Disappearing Dining Club - Too Much is Never Enough

Disappearing Dining Club - Too Much is Never Enough

23 November, 2011
by: Lauren Romano

Dinner and shopping - what's not to like? Pretty much nothing, writes Lauren Romano.

Too Much is Never Enough

Four Stars

I realise I’m a bit slow to jump aboard the supper club bandwagon, but as my first pop-up dining experience proved, it's better late than never. To Much is Never Enough, the most recent collaboration between the renowned Disappearing Dining Club and the wonderful fashion concept store, 123 Bethnal Green Road, combines sit-down meals and shopping. In a stroke of genius the series of indulgent evenings are four-course explorations of the store’s Grade II listed Victorian corner terrace premises.
 
Each floor is a course: downstairs in the first room, cocktails greet us as we peruse glass cabinets and an antique dressing table teeming with unique jewellery and trinkets. A short clamber up to the second floor for starters in menswear follows. Here, flickering candle light illuminates an odd assortment of paraphernalia, reminiscent of the store’s altogether more colourful history. With its dim lighting, heavy wooden chests and plush Chesterfield armchairs, the room resembles a slightly shady East End boys' club and pays homage to the previous occupiers, Moderne Buckles, who used the shop as a front for a network of illegal gun suppliers.
 
More cocktails are served.
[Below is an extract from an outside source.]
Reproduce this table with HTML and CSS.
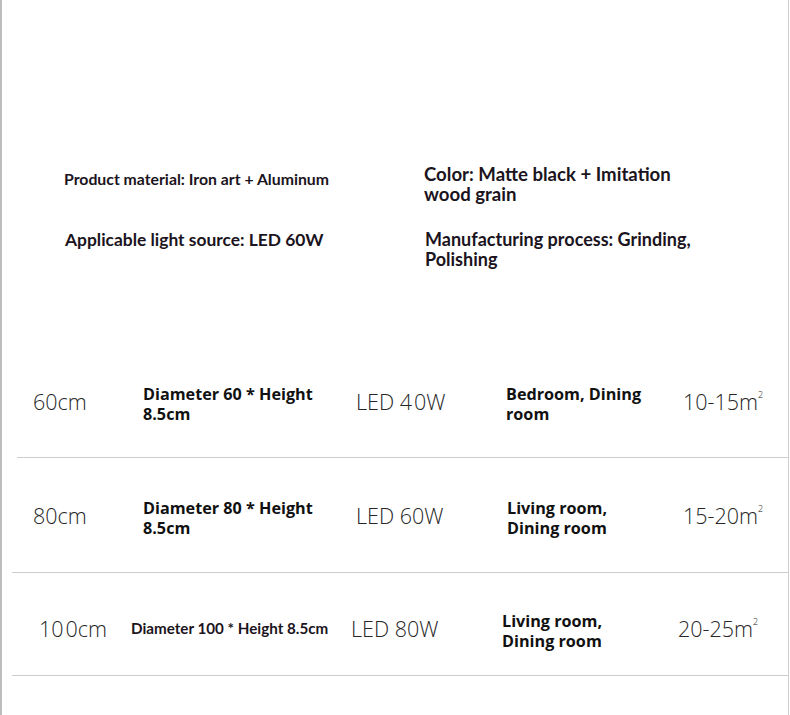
FILE: index.html
```html
<!DOCTYPE html>
<html>
<head>
<meta charset="utf-8">
<link rel="stylesheet" href="styles.css">
</head>
<body>
<div class="page">
  <section class="specs">
    <div class="spec spec-a">Product material: Iron art + Aluminum</div>
    <div class="spec spec-b">Color: Matte black + Imitation<br>wood grain</div>
    <div class="spec spec-c">Applicable light source: LED 60W</div>
    <div class="spec spec-d">Manufacturing process: Grinding,<br>Polishing</div>
  </section>
  <section class="table">
    <div class="row row-1">
      <div class="light">60cm</div>
      <div class="bold">Diameter 60 * Height<br>8.5cm</div>
      <div class="light">LED 4<span class="gap"></span>0W</div>
      <div class="bold">Bedroom, Dining<br>room</div>
      <div class="light">10-15m<sup>2</sup></div>
    </div>
    <div class="row row-2">
      <div class="light">80cm</div>
      <div class="bold">Diameter 80 * Height<br>8.5cm</div>
      <div class="light">LED 60W</div>
      <div class="bold">Living room,<br>Dining room</div>
      <div class="light">15-20m<sup>2</sup></div>
    </div>
    <div class="row row-3">
      <div class="light">10<span class="gap"></span>0cm</div>
      <div class="bold small">Diameter 100 * Height 8.5cm</div>
      <div class="light">LED 80W</div>
      <div class="bold">Living room,<br>Dining room</div>
      <div class="light">20-25m<sup>2</sup></div>
    </div>
  </section>
</div>
</body>
</html>
```

FILE: styles.css
```css
html, body {
  margin: 0;
  padding: 0;
  background: #fff;
}
.page {
  box-sizing: border-box;
  width: 789px;
  height: 715px;
  border-left: 2px solid #bdbdbd;
  border-right: 1px solid #cfcfcf;
  background: #fff;
  overflow: hidden;
}
.specs {
  display: grid;
  grid-template-columns: 360px 1fr;
  grid-template-rows: 66px auto;
  padding: 162px 0 0 62px;
  color: #1b1420;
  font-family: Lato, "Open Sans", sans-serif;
  font-weight: 700;
}
.spec {
  font-size: 18.6px;
  line-height: 20px;
}
.spec-a {
  font-size: 15.8px;
  padding-top: 7px;
}
.spec-b {
  padding-top: 2px;
}
.spec-c {
  font-size: 17.4px;
  padding-left: 1px;
  padding-top: 2px;
}
.spec-d {
  font-size: 18px;
  padding-left: 1px;
  padding-top: 1px;
}
.table {
  padding-top: 76px;
}
.row {
  display: grid;
  align-items: center;
  border-bottom: 1px solid #cdcdcd;
  color: #1b1420;
}
.row-1 {
  margin-left: 15px;
  width: 765px;
  height: 112px;
  padding-left: 16px;
  grid-template-columns: 110px 213px 150px 177px 1fr;
}
.row-2 {
  margin-left: 10px;
  width: 766px;
  height: 114px;
  padding-left: 21px;
  grid-template-columns: 110px 213px 151px 176px 1fr;
}
.row-3 {
  margin-left: 10px;
  width: 766px;
  height: 94px;
  padding-top: 8px;
  padding-left: 27px;
  grid-template-columns: 92px 220px 151px 176px 1fr;
}
.light {
  font-family: "Open Sans", sans-serif;
  font-weight: 300;
  font-size: 21.5px;
  color: #262626;
  white-space: nowrap;
}
.light sup {
  font-size: 9px;
  vertical-align: 12px;
  line-height: 0;
}
.gap {
  display: inline-block;
  width: 2px;
}
.bold {
  font-family: "Open Sans", sans-serif;
  font-weight: 700;
  font-size: 16.2px;
  line-height: 20px;
  color: #111;
  padding-top: 5px;
}
.bold.small {
  font-family: Lato, sans-serif;
  font-size: 15.2px;
  color: #1b1420;
  white-space: nowrap;
  padding-top: 0;
}
```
This time deliciously sweet sloe gin concoctions packed with plump berries are ladled into mismatched china tea cups, as the canapés arrive. Morsels of slightly coarse, faintly spiced pork paté and tuna fish tartar served in crunchy lettuce leaves are crammed with flavour and texture, whilst the accompanying small glasses of creamy butternut squash soup are wholesome and warming. While staff are on hand, the atmosphere is much more relaxed than I had been expecting and the food reflects this: so that while undoubtedly delicious, dishes are simple and flavoursome rather than fussy.
 
This simplicity continues downstairs in the elegant boudoir setting of the ladieswear department, where mains are served amid the rails of sumptuous silk lingerie at a long, communal wooden table. By now, thanks to the help of two pretty potent cocktails, conversations rise from hushed whispers to a convivial babble as we all help ourselves to delicious plates of beef bourguignon from hefty cast iron hot pots. The beef is beautifully cooked and melts in the mouth, while the rich, red wine infused sauce is mopped up nicely by sweet slithers of squash and giant couscous grains, jewelled with crunchy pomegranate. It's an unusual mix of flavours and textures, but one that works really well.
 
The evening draws to a close downstairs in the Bunker café, where dessert consists of canapés of crisp mini-doughnuts, homemade Bounty bars, wonderfully rich, bitter truffles, mince pies and warm rum. While it's nice to sample several different options here – undoubtedly a light follow up to a hearty bowl full of stew – I think the greedy guts within me would have perhaps preferred more substantial portions. The doughnuts in particular were so popular they went like hot cakes so I only managed to nab one and practically had to elbow someone out of the way for it.
 
Revised pudding portions aside, Too Much is Never Enough makes for a rather excellent evening. Though the food, I must admit, wasn’t quite as inventive as I’d thought it would be, the simple menu was tasty, brilliantly executed comfort food through and through, washed down with a darn drinkable selection of wines and excellent cocktails. Plus, the brilliant in-between course browsing is a novel idea and one that provides the perfect opportunity to make a start on the Christmas shopping. A lovely way to spend a winter’s eve: catch it while you can.